Laïd Madouni

Personal information
- Full name: Laïd Madouni
- Date of birth: June 23, 1986 (age 39)
- Place of birth: Algeria
- Position: Forward

Team information
- Current team: ES Mostaganem
- Number: 9

Senior career*
- Years: Team / Apps / (Gls)
- 2008–2010: ES Mostaganem / - / (-)
- 2010–2012: MC Saïda / 46 / (12)
- 2012–2014: ES Sétif / 0 / (0)
- 2014–2016: ASO Chlef / 0 / (0)
- 2016–2017: CA Bordj Bou Arreridj / 0 / (0)
- 2017–: ES Mostaganem / 0 / (0)

= Laïd Madouni =

Algerian footballer (born 1986)

Laïd Madouni, sometimes spelt as El Aïd Madouni, (born June 23, 1986) is an Algerian football player who plays for ES Mostaganem in the Algerian Ligue Professionnelle 2.

==Club career==
In the summer of 2009, Madouni was close to joining MO Constantine. However, the club was not willing to pay the high transfer fee set by the team president.

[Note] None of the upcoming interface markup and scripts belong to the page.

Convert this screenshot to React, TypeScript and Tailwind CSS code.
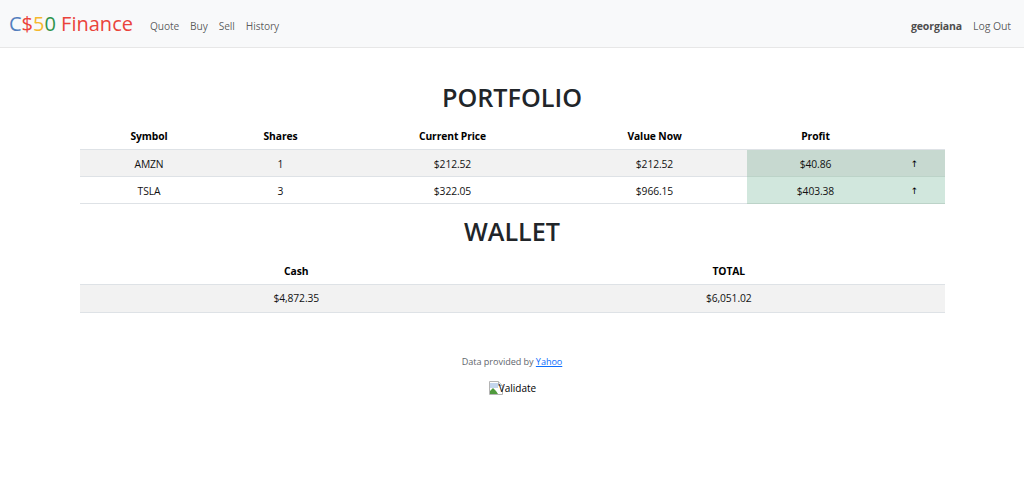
const FONT = "font-['Open_Sans','Noto_Sans',sans-serif]";

const NAV_LINKS = ['Quote', 'Buy', 'Sell', 'History'];

const HOLDINGS = [
  { symbol: 'AMZN', shares: 1, price: '$212.52', value: '$212.52', profit: '$40.86', striped: true },
  { symbol: 'TSLA', shares: 3, price: '$322.05', value: '$966.15', profit: '$403.38', striped: false },
];

function Navbar() {
  return (
    <nav className="h-12 flex items-center bg-[#f8f9fa] border-b border-[#e7e7e7] pl-[9px] pr-[13px]">
      <a className="text-[20px] leading-none whitespace-pre">
        <span className="text-[#537fbe]">C</span>
        <span className="text-[#ea433b]">$</span>
        <span className="text-[#f5b82e]">5</span>
        <span className="text-[#2e944b]">0</span>
        <span className="text-[#ea433b]"> Finance</span>
      </a>
      <ul className="flex gap-[11px] ml-[17px] pt-[7px] text-[10.2px] tracking-[-0.1px] text-[#000000a6]">
        {NAV_LINKS.map((link) => (
          <li key={link}>{link}</li>
        ))}
      </ul>
      <div className="ml-auto flex gap-[11px] pt-[7px] text-[10.5px] tracking-[-0.1px] text-[#000000a6]">
        <span className="font-bold text-[#4d4d4d]">georgiana</span>
        <span>Log Out</span>
      </div>
    </nav>
  );
}

function BrokenImage() {
  return (
    <svg width="16" height="16" viewBox="0 0 16 16" className="shrink-0 -mr-[5px]">
      <path d="M1.5 1.5h9l4 4v9h-13z" fill="#fff" stroke="#b4b4b4" />
      <path d="M10.5 1.5v4h4" fill="#e8e8e8" stroke="#b4b4b4" />
      <path d="M2 3h8v5H2z" fill="#c4d6ee" />
      <path d="M2 14v-3l3-3 3 3 2 3z" fill="#4f9a3c" />
    </svg>
  );
}

export default function App() {
  return (
    <div className={`${FONT} h-[481px] bg-white text-[#212529] overflow-hidden`}>
      <Navbar />

      <main className="px-20 pt-[30px] text-center">
        <h1 className="text-[25.2px] font-semibold leading-[38px]">PORTFOLIO</h1>

        <table className="w-[865px] table-fixed border-collapse text-[10.3px] tracking-[-0.1px] text-[#111] mt-[7px]">
          <colgroup>
            <col className="w-[138px]" />
            <col className="w-[125px]" />
            <col className="w-[219px]" />
            <col className="w-[185px]" />
            <col className="w-[137px]" />
            <col className="w-[61px]" />
          </colgroup>
          <thead>
            <tr className="h-[26px] border-b border-[#dee2e6] text-black [&>th]:pt-[2px]">
              <th>Symbol</th>
              <th>Shares</th>
              <th>Current Price</th>
              <th>Value Now</th>
              <th>Profit</th>
              <th></th>
            </tr>
          </thead>
          <tbody>
            {HOLDINGS.map((row) => (
              <tr key={row.symbol} className={`h-[27px] border-b border-[#dee2e6] [&>td]:pt-[4px] ${row.striped ? 'bg-[#f2f2f2]' : 'bg-white'}`}>
                <td>{row.symbol}</td>
                <td>{row.shares}</td>
                <td>{row.price}</td>
                <td>{row.value}</td>
                <td className={`border-b border-[#bcd3c8] ${row.striped ? 'bg-[#c7d9d0]' : 'bg-[#d1e7dd]'}`}>{row.profit}</td>
                <td className={`border-b border-[#bcd3c8] font-['DejaVu_Sans',sans-serif] text-[9px] text-black ${row.striped ? 'bg-[#c7d9d0]' : 'bg-[#d1e7dd]'}`}>↑</td>
              </tr>
            ))}
          </tbody>
        </table>

        <h1 className="text-[25.2px] font-semibold leading-[38px] mt-[8px]">WALLET</h1>

        <table className="w-[865px] table-fixed border-collapse text-[10.3px] tracking-[-0.1px] text-[#111] mt-[7px]">
          <thead>
            <tr className="h-[28px] border-b border-[#dee2e6] text-black [&>th]:pt-[2px]">
              <th>Cash</th>
              <th>TOTAL</th>
            </tr>
          </thead>
          <tbody>
            <tr className="h-[28px] border-b border-[#dee2e6] bg-[#f2f2f2]">
              <td>$4,872.35</td>
              <td>$6,051.02</td>
            </tr>
          </tbody>
        </table>

        <p className="mt-[42px] text-[9.1px] tracking-[-0.05px] leading-[14px] text-[#5f666d]">
          Data provided by <a className="text-[#0d6efd] underline">Yahoo</a>
        </p>
        <div className="mt-[11px] flex justify-center items-center text-[10px] leading-4 text-black">
          <BrokenImage />
          <span>Validate</span>
        </div>
      </main>
    </div>
  );
}
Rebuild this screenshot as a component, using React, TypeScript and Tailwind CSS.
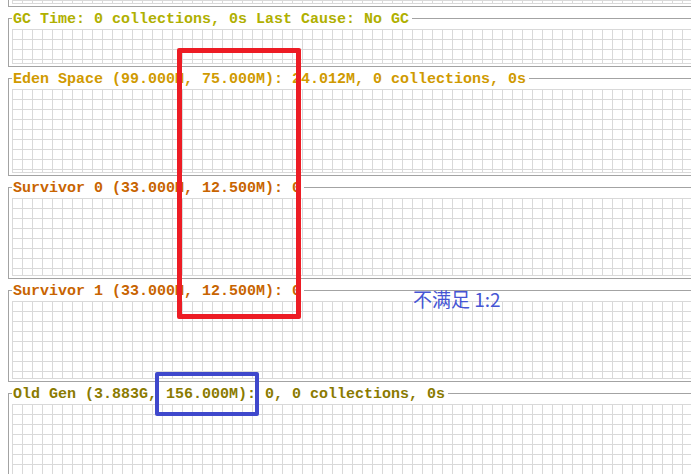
import React from "react";

const GRID =
  "w-full border-b border-[#d9d9d9] bg-[linear-gradient(to_right,#d9d9d9_1px,transparent_1px),linear-gradient(to_bottom,#d9d9d9_1px,transparent_1px)] bg-[size:10px_10px]";

type PanelProps = {
  title: string;
  color: string;
  gridH: string;
};

function Panel({ title, color, gridH }: PanelProps) {
  return (
    <fieldset className="ml-2 w-[760px] min-w-0 shrink-0 border border-[#a3a3a3] pl-[3px] pr-0 pb-[2px]">
      <legend
        className={`pl-px pr-[3px] text-[15px] leading-[13px] font-bold whitespace-pre ${color}`}
      >
        <span className="relative top-px">{title}</span>
      </legend>
      <div className={`mt-[4px] ${GRID} ${gridH}`} />
    </fieldset>
  );
}

export default function App() {
  return (
    <div className="relative w-[691px] h-[474px] overflow-hidden bg-white font-['Liberation_Mono',monospace] flex flex-col gap-[5px]">
      <div className="ml-2 w-[760px] h-[7px] shrink-0 border-l border-b border-[#a3a3a3] pl-[3px]">
        <div className={`${GRID} h-[4px]`} />
      </div>

      <Panel
        gridH="h-[35px]"
        color="text-[#b0b000]"
        title="GC Time: 0 collections, 0s Last Cause: No GC"
      />
      <Panel
        gridH="h-[84px]"
        color="text-[#d09a00]"
        title="Eden Space (99.000M, 75.000M): 24.012M, 0 collections, 0s"
      />
      <Panel
        gridH="h-[78px]"
        color="text-[#c86400]"
        title="Survivor 0 (33.000M, 12.500M): 0"
      />
      <Panel
        gridH="h-[78px]"
        color="text-[#c86400]"
        title="Survivor 1 (33.000M, 12.500M): 0"
      />
      <Panel
        gridH="h-[100px]"
        color="text-[#8a7a00]"
        title="Old Gen (3.883G, 156.000M): 0, 0 collections, 0s"
      />

      <div className="absolute left-[177px] top-[48px] w-[124px] h-[271px] border-[5px] border-[#ed1c24] rounded-[2px]" />
      <div className="absolute left-[155px] top-[372px] w-[104px] h-[44px] border-4 border-[#3f48cc] rounded-[2px]" />
      <div className="absolute left-[413px] top-[287px] text-[19px] leading-[24px] text-[#4655d4] whitespace-pre font-['Noto_Sans_CJK_SC','Noto_Sans',sans-serif]">
        不满足 1:2
      </div>
    </div>
  );
}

In May 2010, Madouni was linked with a move to WA Tlemcen, after scoring 13 goals in the 2009–10 season for ES Mostaganem. He was also linked to a number of other first division clubs including MC Oran, USM Blida and CA Bordj Bou Arréridj. However, on July 12, Madouni signed a contract with MC Saïda, joining them on a free transfer.